The following photos were taken at Russell Square, and you can just make out the street sign by magnifying the image. Having looked closely at Google Street View showing current buildings, I conclude that the first photograph was taken from an upper floor of a building in Russell Square and is looking along Southampton Row in a south-easterly direction.

Russell Square
Cable laying at Russell Square, Bloomsbury [1]

The location is confirmed by the West Central Hotel seen in the next photograph which I found on old records to have been at 101 Southampton Row. The next photograph looks back towards Russell Square which can be seen far right. A little pedestrian traffic refuge with four bollards and a lamp post can be seen in both photographs. The office between Russell Square and the hotel offers the services of messengers and sells theatre tickets. The trenches are shored up with timber to prevent them from caving in.

The range of transport shown here is interesting. The square-looking vehicle in the centre of the photo is probably a taxi based on the Ford Model-T design. There are two commercial tricycles of which one could be for ice-cream sales - though the other more likely for delivery.

Russell Square
Cable laying at Southampton Row, Bloomsbury [1]
Russell Square
Russell Square and Southampton Row marked on extract from a 1936 Ordnance Survey map [2]
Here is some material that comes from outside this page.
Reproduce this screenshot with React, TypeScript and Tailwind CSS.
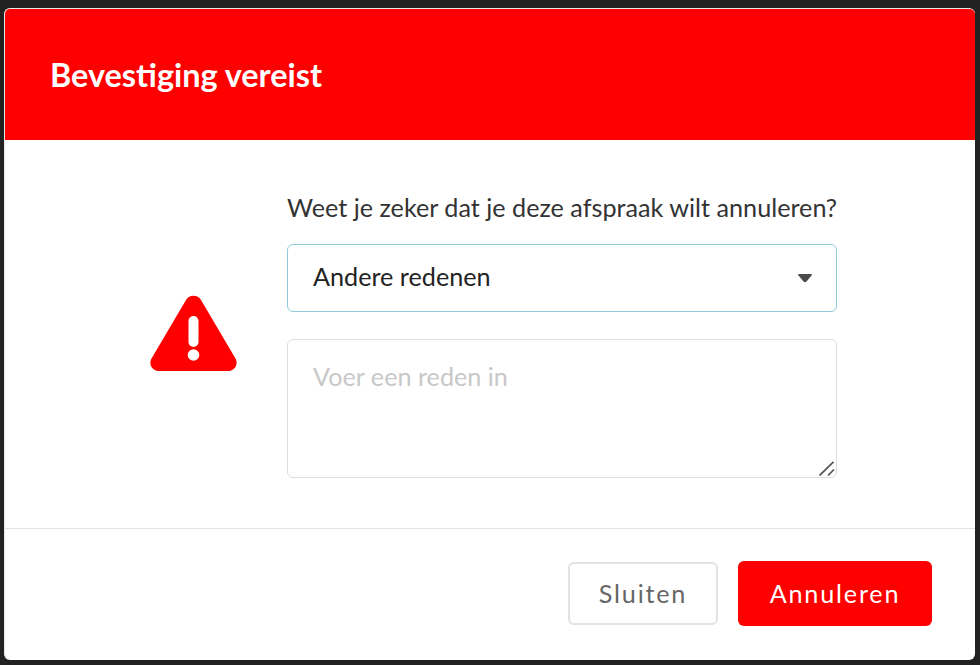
import React from "react";

const lato = { fontFamily: '"Lato", sans-serif' };

const WarningIcon = () => (
  <svg width="88" height="77" viewBox="0.5 0 88 77" className="block">
    <path
      d="M36.5 5 C39.8 -0.6 48.2 -0.6 51.5 5 L86 63.5 C89.2 69.2 85.2 76 78.6 76 L9.4 76 C2.8 76 -1.2 69.2 2 63.5 Z"
      fill="#ff0000"
    />
    <rect x="39" y="21" width="10" height="31" rx="5" fill="#fff" />
    <circle cx="44" cy="60" r="5.8" fill="#fff" />
  </svg>
);

const App = () => {
  return (
    <div className="w-[980px] h-[665px] bg-[#222222] pt-2 pl-1 pr-1 overflow-hidden font-['Lato',sans-serif] antialiased [text-rendering:optimizeLegibility]">
      <div className="w-[971px] h-[652px] bg-white rounded-[6px] overflow-hidden flex flex-col border-t border-l border-[#e8e8e8]">
        <div className="h-[131px] bg-[#ff0000] flex items-center pl-[45px] pt-0.5 shrink-0">
          <h1 className="text-[32.4px] font-bold text-white leading-none [font-variant-ligatures:common-ligatures]">
            Bevestiging vereist
          </h1>
        </div>

        <div className="flex flex-1">
          <div className="w-[282px] shrink-0 flex justify-end pr-[49px] pt-[155px]">
            <WarningIcon />
          </div>
          <div className="w-[550px] pt-[50px]">
            <p className="text-[25.2px] leading-[34px] text-[#333333] whitespace-nowrap">
              Weet je zeker dat je deze afspraak wilt annuleren?
            </p>
            <div className="mt-[20px] h-[68px] border border-[#8ecbd9] rounded-[6px] flex items-center justify-between pl-[25px] pr-[24px]">
              <span className="text-[25.2px] leading-[34px] text-[#222222] -mt-1">Andere redenen</span>
              <svg width="14" height="9" viewBox="0 0 14 9">
                <path
                  d="M1 0 H13 Q14.5 0 13.5 1.5 L8.5 7.5 Q7 9 5.5 7.5 L0.5 1.5 Q-0.5 0 1 0 Z"
                  fill="#4a4a4a"
                />
              </svg>
            </div>
            <div className="relative mt-[27px] w-[550px] h-[139px]">
              <textarea
                style={lato}
                placeholder="Voer een reden in"
                className="block w-full h-full resize-none border border-[#dddddd] rounded-[6px] pl-[25px] pt-[18px] text-[25.2px] leading-[36px] placeholder:text-[#c8c8c8] outline-none"
              />
              <svg width="16" height="15" viewBox="0 0 16 15" className="absolute right-[2px] bottom-[2px]">
                <path d="M0.5 14.5 L14.5 0.8 M9 14.5 L15 8.5" stroke="#555555" strokeWidth="1.7" fill="none" />
              </svg>
            </div>
          </div>
        </div>

        <div className="h-[132px] border-t border-[#e3e3e3] flex items-start justify-end pt-[32px] pr-[43px] gap-5 shrink-0">
          <button className="w-[150px] h-[63px] mt-px border-2 border-[#e2e2e2] rounded-[6px] bg-white text-[25.2px] tracking-[1.8px] text-[#666666]">
            Sluiten
          </button>
          <button className="w-[194px] h-[65px] rounded-[6px] bg-[#ff0000] text-[25.2px] tracking-[1.8px] text-white">
            Annuleren
          </button>
        </div>
      </div>
    </div>
  );
};

export default App;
Here is a current view from Google Street View showing the building on the corner which has been undergoing renovation for several years. The block of buildings that included the West Central Hotel has been redeveloped.

Russell Square
Corner of Southampton Row and Russell Square from Google Street View [7]

The Hotel Russell at the other end of the square is an impressive-looking building. I went to a number of Hi-fi exhibitions there in the 1960s and sometimes stayed there during the late 1990s whilst working in London. The hotel opened in 1900 and was very luxurious in its heyday but had gone downhill by the time of my visits. I can remember several occasions when the fire alarm went off in the middle of the night. Guests assembled on Russell Square in their pyjamas, shivering in the cold until the fire service checked the place out and the all-clear was given. The hotel has since been completely renovated and is now known as The Kimpton Fitzroy - a particularly awful name that I hope they will change soon.

Hotel Russell
The Hotel Russell - now The Principal London [8]

Shaftesbury Avenue

The next photo shows cable laying opposite the Princes Theatre in Shaftesbury Avenue. The map below marks the theatre, Shaftesbury Avenue (that part of it was called Broad Street at the time), and Drury Lane which was just around the corner.

Princes Theatre
Princes Theatre, Shaftestbury Avenue and Drury Lane marked on extract from a 1936 Ordnance Survey map [2]

Princes Theatre was designed by Bertie Crewe and opened on 26th December 1911 with the play "The Three Musketeers". In 1963 its name was changed to the Shaftesbury Theatre. In the photo the theatre is playing Gerald Lawrence and Company in Secret Service with prices shown as from 1 shilling to 10 shillings and sixpence. This production played at the Princes Theatre from 20 May 1926 to 5 June 1926 so the date of this photo can be narrowed to that small window. Nothing to do with spies, this was 'A Romance of the Southern Confederacy'.

Shaftesbury Avenue
Princes Theatre Shaftesbury Avenue [1]

There are some amazing old cars on view and a London Policeman dressed in the uniform of the time. You could almost expect him to bend his knees and say 'Evening All!' like PC George Dixon in Dixon of Dock Green.